**Written problem**
Scan the data below. Pull out each line where "image" occurs.

**Collected data**

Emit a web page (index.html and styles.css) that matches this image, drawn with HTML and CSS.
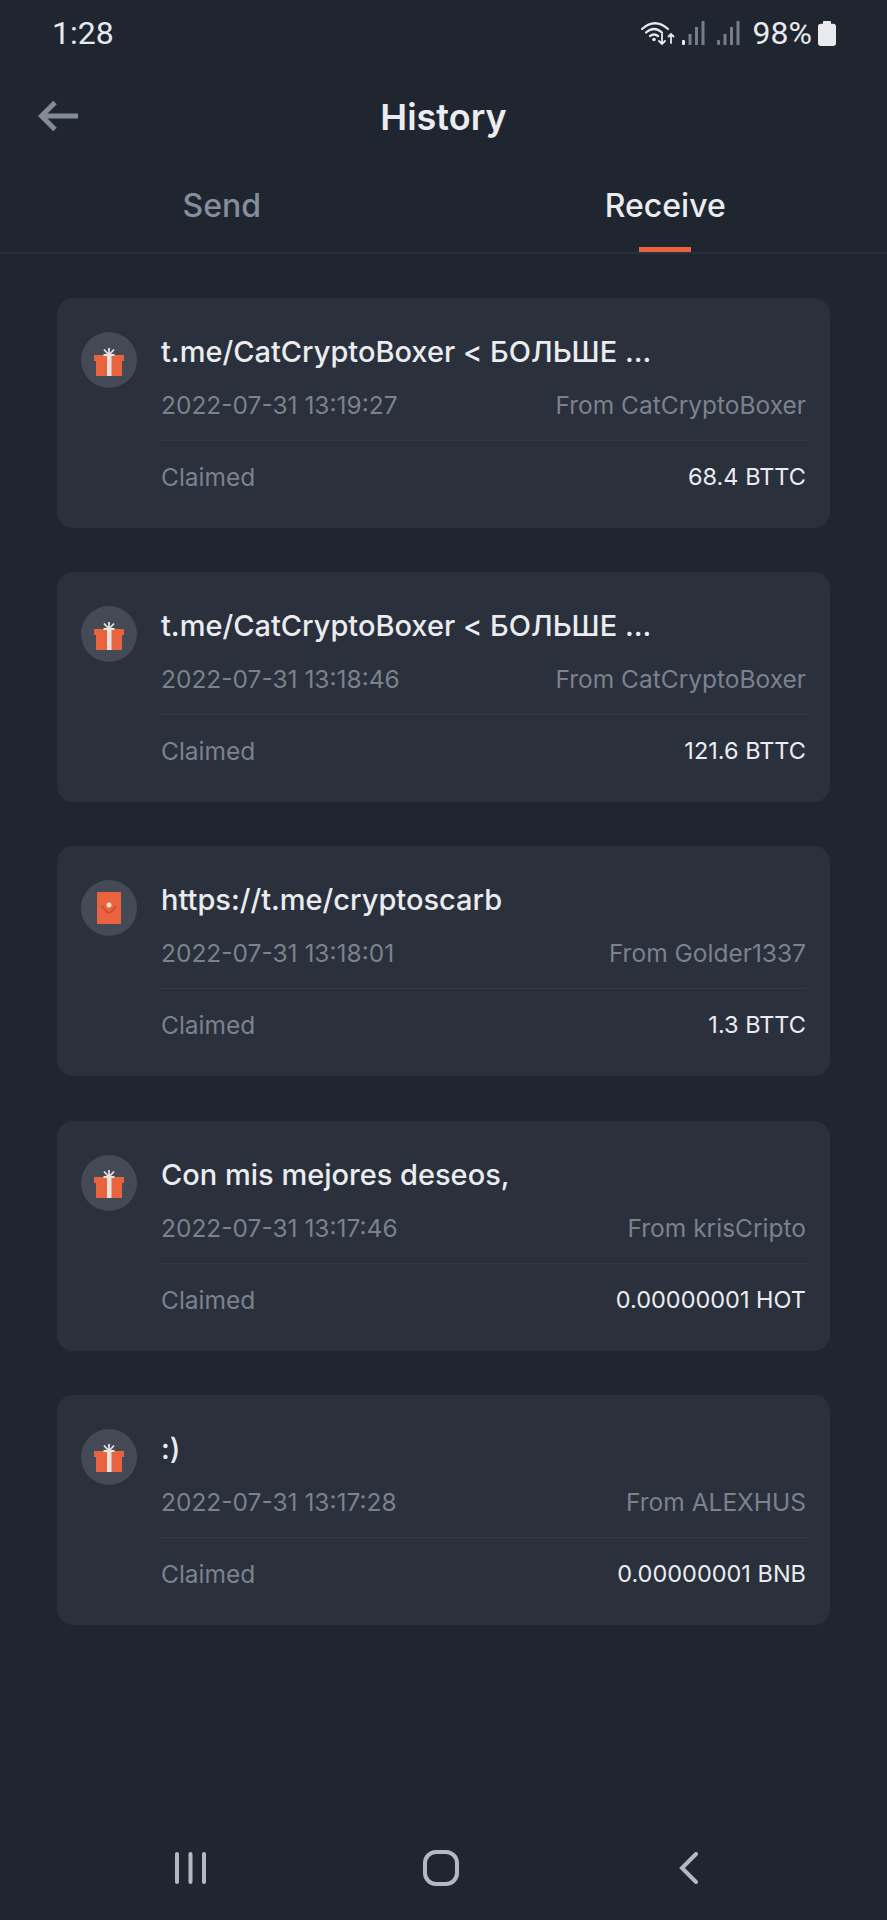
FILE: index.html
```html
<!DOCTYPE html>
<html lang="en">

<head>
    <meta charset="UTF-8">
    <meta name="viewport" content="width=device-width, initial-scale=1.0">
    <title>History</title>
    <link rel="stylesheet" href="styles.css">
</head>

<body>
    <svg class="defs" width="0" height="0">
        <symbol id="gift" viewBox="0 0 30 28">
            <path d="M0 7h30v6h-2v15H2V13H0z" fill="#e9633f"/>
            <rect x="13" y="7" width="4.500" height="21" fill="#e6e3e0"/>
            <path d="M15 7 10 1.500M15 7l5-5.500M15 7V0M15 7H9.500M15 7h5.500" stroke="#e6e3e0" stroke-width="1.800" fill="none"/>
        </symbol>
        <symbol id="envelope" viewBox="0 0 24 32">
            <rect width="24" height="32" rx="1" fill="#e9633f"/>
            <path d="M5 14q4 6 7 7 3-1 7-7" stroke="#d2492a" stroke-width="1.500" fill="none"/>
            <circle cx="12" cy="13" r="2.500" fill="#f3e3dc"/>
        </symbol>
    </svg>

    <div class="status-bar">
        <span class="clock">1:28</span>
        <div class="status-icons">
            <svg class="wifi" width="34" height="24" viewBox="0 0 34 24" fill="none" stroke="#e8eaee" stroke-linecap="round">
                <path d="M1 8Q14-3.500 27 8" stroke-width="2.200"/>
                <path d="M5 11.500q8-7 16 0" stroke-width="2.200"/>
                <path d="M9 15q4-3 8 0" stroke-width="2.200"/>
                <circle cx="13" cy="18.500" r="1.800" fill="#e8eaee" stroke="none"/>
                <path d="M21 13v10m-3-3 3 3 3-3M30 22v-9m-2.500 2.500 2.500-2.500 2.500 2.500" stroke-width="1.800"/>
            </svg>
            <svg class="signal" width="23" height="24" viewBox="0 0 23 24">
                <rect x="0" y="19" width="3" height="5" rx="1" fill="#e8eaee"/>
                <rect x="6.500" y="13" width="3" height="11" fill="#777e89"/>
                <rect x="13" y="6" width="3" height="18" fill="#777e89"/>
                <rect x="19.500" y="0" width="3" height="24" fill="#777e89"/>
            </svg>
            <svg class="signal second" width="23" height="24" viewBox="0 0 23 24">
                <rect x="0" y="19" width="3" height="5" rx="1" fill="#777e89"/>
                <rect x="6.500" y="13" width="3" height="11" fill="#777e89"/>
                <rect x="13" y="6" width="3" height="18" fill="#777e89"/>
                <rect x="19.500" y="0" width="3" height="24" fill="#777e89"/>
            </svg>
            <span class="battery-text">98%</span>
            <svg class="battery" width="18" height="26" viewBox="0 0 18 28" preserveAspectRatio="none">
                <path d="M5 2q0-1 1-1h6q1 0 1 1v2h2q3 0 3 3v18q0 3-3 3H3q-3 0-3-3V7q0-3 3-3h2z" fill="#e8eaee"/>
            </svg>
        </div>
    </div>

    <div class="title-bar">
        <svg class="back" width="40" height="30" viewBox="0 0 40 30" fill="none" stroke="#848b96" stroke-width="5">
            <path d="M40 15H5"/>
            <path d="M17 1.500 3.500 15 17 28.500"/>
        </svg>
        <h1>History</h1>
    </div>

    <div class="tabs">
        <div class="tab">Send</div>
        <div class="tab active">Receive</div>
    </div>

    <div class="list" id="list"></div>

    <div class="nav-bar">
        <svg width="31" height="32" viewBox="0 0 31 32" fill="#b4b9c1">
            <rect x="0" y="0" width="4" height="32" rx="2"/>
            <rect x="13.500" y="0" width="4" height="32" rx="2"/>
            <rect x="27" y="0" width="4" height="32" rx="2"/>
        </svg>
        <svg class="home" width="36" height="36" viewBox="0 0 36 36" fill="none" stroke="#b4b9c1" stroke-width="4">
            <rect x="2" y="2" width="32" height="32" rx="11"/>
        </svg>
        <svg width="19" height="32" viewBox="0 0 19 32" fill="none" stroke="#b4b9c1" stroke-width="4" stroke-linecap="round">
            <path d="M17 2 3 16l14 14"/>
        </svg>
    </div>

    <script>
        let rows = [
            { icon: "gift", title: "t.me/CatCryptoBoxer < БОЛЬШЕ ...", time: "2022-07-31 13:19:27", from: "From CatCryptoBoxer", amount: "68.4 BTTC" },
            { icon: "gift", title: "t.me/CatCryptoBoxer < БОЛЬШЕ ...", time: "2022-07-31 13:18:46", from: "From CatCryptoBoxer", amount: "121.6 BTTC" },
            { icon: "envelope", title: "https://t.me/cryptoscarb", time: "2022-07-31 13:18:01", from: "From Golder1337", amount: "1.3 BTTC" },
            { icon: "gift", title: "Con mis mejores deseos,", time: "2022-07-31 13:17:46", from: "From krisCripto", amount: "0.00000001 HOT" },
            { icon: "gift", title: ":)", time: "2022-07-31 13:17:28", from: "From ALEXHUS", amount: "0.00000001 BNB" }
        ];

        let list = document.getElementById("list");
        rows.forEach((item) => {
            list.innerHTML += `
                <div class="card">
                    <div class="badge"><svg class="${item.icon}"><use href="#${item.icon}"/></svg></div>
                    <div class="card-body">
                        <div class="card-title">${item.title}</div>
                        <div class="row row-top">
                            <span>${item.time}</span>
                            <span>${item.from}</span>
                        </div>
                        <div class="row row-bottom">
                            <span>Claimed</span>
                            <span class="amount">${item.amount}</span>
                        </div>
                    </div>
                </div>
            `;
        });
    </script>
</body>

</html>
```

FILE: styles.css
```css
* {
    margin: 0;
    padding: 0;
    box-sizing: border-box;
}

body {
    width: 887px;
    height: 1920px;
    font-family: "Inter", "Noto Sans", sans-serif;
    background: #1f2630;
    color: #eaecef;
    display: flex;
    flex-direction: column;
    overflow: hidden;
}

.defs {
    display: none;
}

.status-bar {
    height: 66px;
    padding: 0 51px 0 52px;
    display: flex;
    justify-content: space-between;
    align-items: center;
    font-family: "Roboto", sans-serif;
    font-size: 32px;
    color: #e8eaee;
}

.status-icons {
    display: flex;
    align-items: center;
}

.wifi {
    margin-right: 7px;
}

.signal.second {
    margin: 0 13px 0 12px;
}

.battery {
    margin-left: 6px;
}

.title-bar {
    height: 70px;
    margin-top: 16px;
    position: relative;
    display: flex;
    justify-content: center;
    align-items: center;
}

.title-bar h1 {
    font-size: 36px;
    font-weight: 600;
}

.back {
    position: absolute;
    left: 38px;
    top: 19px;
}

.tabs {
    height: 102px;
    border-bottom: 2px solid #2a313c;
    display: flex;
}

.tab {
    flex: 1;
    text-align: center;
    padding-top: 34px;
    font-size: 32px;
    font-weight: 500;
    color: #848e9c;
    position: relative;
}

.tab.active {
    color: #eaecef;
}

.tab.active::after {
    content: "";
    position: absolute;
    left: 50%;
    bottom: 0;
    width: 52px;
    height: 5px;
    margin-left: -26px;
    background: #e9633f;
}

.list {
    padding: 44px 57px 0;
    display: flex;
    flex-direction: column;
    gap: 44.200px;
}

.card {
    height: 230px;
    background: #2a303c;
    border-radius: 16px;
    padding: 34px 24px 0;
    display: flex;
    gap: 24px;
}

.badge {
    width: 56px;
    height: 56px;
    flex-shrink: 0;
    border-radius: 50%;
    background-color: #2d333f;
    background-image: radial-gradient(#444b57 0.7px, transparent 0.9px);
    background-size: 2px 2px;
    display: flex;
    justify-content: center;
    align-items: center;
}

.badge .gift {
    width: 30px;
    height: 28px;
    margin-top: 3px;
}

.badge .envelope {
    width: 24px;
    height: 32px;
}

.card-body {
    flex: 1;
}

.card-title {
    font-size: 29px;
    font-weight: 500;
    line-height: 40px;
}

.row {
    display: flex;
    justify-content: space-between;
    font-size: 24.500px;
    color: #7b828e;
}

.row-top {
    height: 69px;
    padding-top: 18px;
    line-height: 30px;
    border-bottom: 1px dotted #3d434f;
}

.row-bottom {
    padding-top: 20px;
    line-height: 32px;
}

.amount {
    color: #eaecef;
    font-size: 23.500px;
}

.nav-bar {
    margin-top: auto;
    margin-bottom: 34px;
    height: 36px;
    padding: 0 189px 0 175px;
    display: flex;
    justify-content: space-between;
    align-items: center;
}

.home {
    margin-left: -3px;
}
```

**Finished exercise**
Emit a web page (index.html and styles.css) that matches this image, drawn with HTML and CSS.
    background-image: radial-gradient(#444b57 0.7px, transparent 0.9px);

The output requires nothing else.